Freud saw religious belief as a coping mechanism that assisted people in dealing with the harsh realities of life. A belief in God was nothing more than a wish to have a strong father figure in one’s life. The desires of individuals, according to Freud, cause them to look past their intellect to something that isn’t real and can’t be verified. He asserted that the religious person’s belief satisfies a strong desire to meet some emotional need. He has a wish to fulfill, and so he yields to it.
Freud also believed that illusions such as God can and should be resisted by people and that those who choose to participate in religion are “guilty of every possible sort of dishonesty and intellectual misdemeanor” (ibid., p. 42).
Is Freud correct in his assumptions where Christianity is concerned?
To answer, let’s begin with the understanding that Freud’s wish fulfillment sword cuts both ways. Could it be true that an atheist like Freud has wishes and desires of his own? Perhaps Freud and others like him wish that a deity such as the God of the Bible does not exist—a God who will call them to account one day for their actions—and their construction of an atheistic belief system is simply wish fulfillment on their part.
The desire for there to be no God can be quite motivating and drive a person to hold an atheistic/agnostic position. Charles Darwin demonstrates just this when he says, “I can indeed hardly see how anyone ought to wish Christianity to be true; for if so the plain language of the [biblical] text seems to show that the men who do not believe, and this would include my Father, Brother, and almost all my best friends, will be everlastingly punished. And this is a damnable doctrine” (The Autobiography of Charles Darwin, 1809—82, Penguin Books, 2002, p. 50).
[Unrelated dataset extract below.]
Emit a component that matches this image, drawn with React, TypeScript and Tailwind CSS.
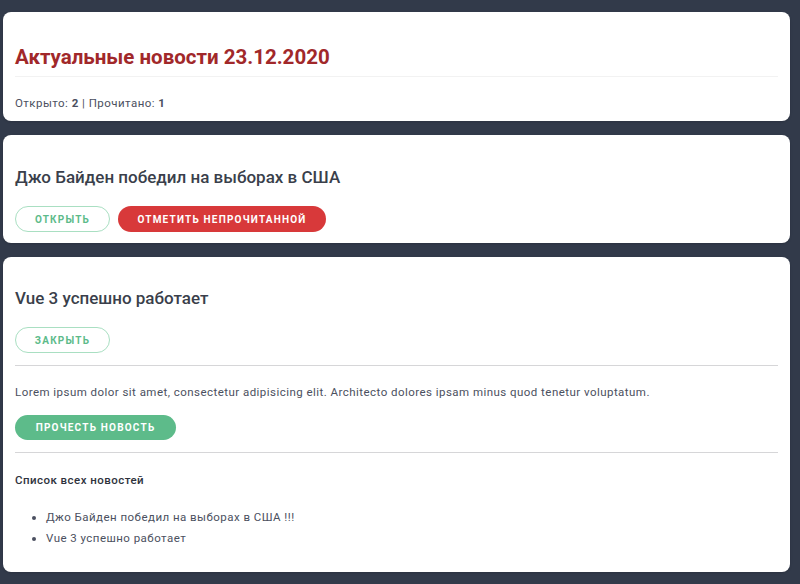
const news = [
  { id: 1, title: 'Джо Байден победил на выборах в США', opened: false },
  { id: 2, title: 'Vue 3 успешно работает', opened: true },
];

const font = { fontFamily: 'Roboto, "Noto Sans", sans-serif' };

function Card({ children }: { children: React.ReactNode }) {
  return <div className="rounded-lg bg-white px-3 shadow-sm">{children}</div>;
}

const outline =
  'h-[26px] w-[95px] rounded-full border border-[#a9dfc2] text-[10px] font-bold tracking-[0.12em] text-[#5dbb8a]';

export default function App() {
  return (
    <div style={font} className="min-h-[584px] bg-[#323a4a] pl-[3px] pr-[10px] pt-3">
      <div className="flex flex-col gap-[14px]">
        <Card>
          <div className="h-[109px] pt-[33px]">
            <h1 className="text-[20.5px] leading-6 font-bold text-[#a1282a]">Актуальные новости 23.12.2020</h1>
            <div className="mt-[7px] h-px bg-[#f2f2f2]" />
            <p className="mt-[18px] text-[11.5px] tracking-[0.04em] text-[#4b5060]">
              Открыто: <strong>2</strong> | Прочитано: <strong>1</strong>
            </p>
          </div>
        </Card>

        <Card>
          <div className="h-[108px] pt-[32px]">
            <h2 className="text-[17px] leading-5 font-medium text-[#3a3f4b]">{news[0].title}</h2>
            <div className="mt-[19px] flex gap-2">
              <button className={outline}>ОТКРЫТЬ</button>
              <button className="h-[26px] w-[208px] rounded-full bg-[#d8393a] text-[10px] font-bold tracking-[0.12em] text-white">
                ОТМЕТИТЬ НЕПРОЧИТАННОЙ
              </button>
            </div>
          </div>
        </Card>

        <Card>
          <div className="h-[315px] pt-[31px]">
            <h2 className="text-[17px] leading-5 font-medium text-[#3a3f4b]">{news[1].title}</h2>
            <button className={'mt-[19px] ' + outline}>ЗАКРЫТЬ</button>
            <div className="mt-3 h-px bg-[#d6d6d8]" />
            <p className="mt-[18px] text-[11.5px] leading-4 tracking-[0.04em] text-[#4b5060]">
              Lorem ipsum dolor sit amet, consectetur adipisicing elit. Architecto dolores ipsam minus quod tenetur voluptatum.
            </p>
            <button className="mt-[15px] h-[25px] w-[161px] rounded-full bg-[#5dbb8a] text-[10px] font-bold tracking-[0.12em] text-white">
              ПРОЧЕСТЬ НОВОСТЬ
            </button>
            <div className="mt-[12px] h-px bg-[#d6d6d8]" />
            <p className="mt-[19px] text-[11.5px] leading-4 font-medium tracking-[0.04em] text-[#2f333d]">
              Список всех новостей
            </p>
            <ul className="mt-[19px] list-disc pl-[31px] text-[11.5px] leading-[21px] tracking-[0.04em] text-[#4b5060]">
              <li>Джо Байден победил на выборах в США !!!</li>
              <li>Vue 3 успешно работает</li>
            </ul>
          </div>
        </Card>
      </div>
    </div>
  );
}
Contrary to what many atheists believe, the Bible exhorts against fuzzy, wish fulfillment-type thinking and instead commands people to think strongly about their beliefs. For example, God says to Judah, “Come now, and let us reason together, says the LORD” (Isaiah 1:18, NASB). Paul told his apprentice Timothy, “Think over what I say” (2 Timothy 2:7, ESV). Paul also told the church in Corinth, “Stop thinking like children. In regard to evil be infants, but in your thinking be mature” (1 Corinthians 14:20, BSB).
Any argument that says Christianity promotes some sort of mindless, fideistic approach to belief about God is simply out of touch with the Bible’s teachings.
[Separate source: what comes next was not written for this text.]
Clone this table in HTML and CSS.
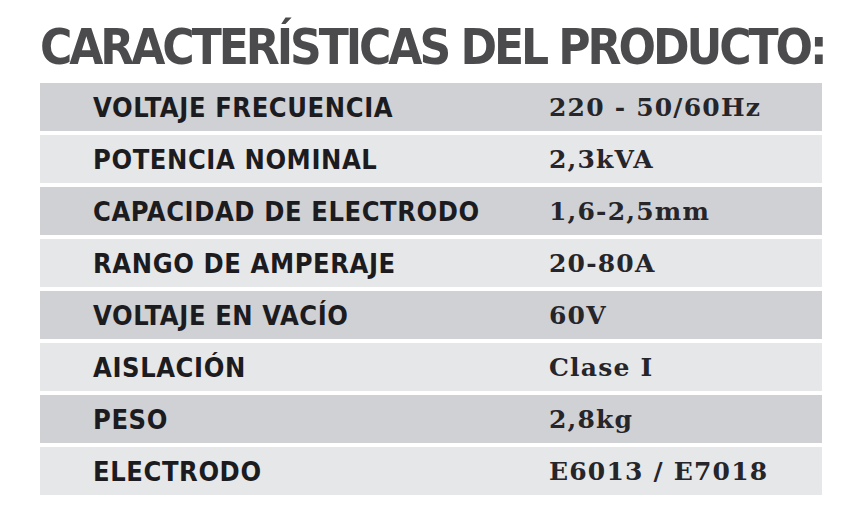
FILE: index.html
```html
<!DOCTYPE html>
<html lang="es">
<head>
<meta charset="utf-8">
<title>Características del producto</title>
<link rel="stylesheet" href="styles.css">
</head>
<body>
<div class="sheet">
  <h1 class="title">CARACTERÍSTICAS DEL PRODUCTO:</h1>
  <div class="specs">
    <div class="row dark"><span class="label">VOLTAJE FRECUENCIA</span><span class="value">220 - 50/60Hz</span></div>
    <div class="row light"><span class="label">POTENCIA NOMINAL</span><span class="value">2,3kVA</span></div>
    <div class="row dark"><span class="label">CAPACIDAD DE ELECTRODO</span><span class="value">1,6-2,5mm</span></div>
    <div class="row light"><span class="label">RANGO DE AMPERAJE</span><span class="value">20-80A</span></div>
    <div class="row dark"><span class="label">VOLTAJE EN VACÍO</span><span class="value">60V</span></div>
    <div class="row light"><span class="label">AISLACIÓN</span><span class="value">Clase I</span></div>
    <div class="row dark"><span class="label">PESO</span><span class="value">2,8kg</span></div>
    <div class="row light"><span class="label">ELECTRODO</span><span class="value">E6013 / E7018</span></div>
  </div>
</div>
</body>
</html>
```
FILE: styles.css
```css
html, body {
  margin: 0;
  padding: 0;
  background: #ffffff;
}
.sheet {
  width: 782px;
  margin-left: 40px;
  padding-top: 21px;
}
.title {
  margin: 0 0 8px 0;
  font-family: "DejaVu Sans Condensed", "DejaVu Sans", sans-serif;
  font-stretch: condensed;
  font-weight: 700;
  font-size: 49px;
  line-height: 54px;
  letter-spacing: -3.05px;
  color: #4b4b4d;
  white-space: nowrap;
}
.specs {
  display: flex;
  flex-direction: column;
  gap: 4px;
}
.row {
  display: flex;
  align-items: center;
  height: 48px;
}
.dark { background: #cfd1d4; }
.light { background: #e6e7e8; }
.label {
  width: 456px;
  padding-left: 53px;
  font-family: "DejaVu Sans Condensed", "DejaVu Sans", sans-serif;
  font-stretch: condensed;
  font-weight: 700;
  font-size: 27px;
  letter-spacing: 0.6px;
  color: #1b1b20;
  white-space: nowrap;
}
.value {
  font-family: "DejaVu Serif", serif;
  font-weight: 700;
  font-size: 25px;
  letter-spacing: 1.2px;
  color: #25252a;
  white-space: nowrap;
}
```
Unlike the mythology of the Greeks and Romans, Christianity firmly rests on strong philosophical, empirical, and historical evidence. The events surrounding the origin of Christianity occurred in space/time history and are capable of being verified. Moreover, the hope delivered by Christianity defies Freud’s definition in that it is backed by a person—Jesus of Nazareth, who history says lived and died—and whose resurrection is backed by good historical evidence.
In the end, Freud’s charge of wish fulfillment can easily be turned back upon itself, His allegations that Christians are in search of coping mechanisms or father figures fall flat when measured against the strong evidence that exists for the Christian faith.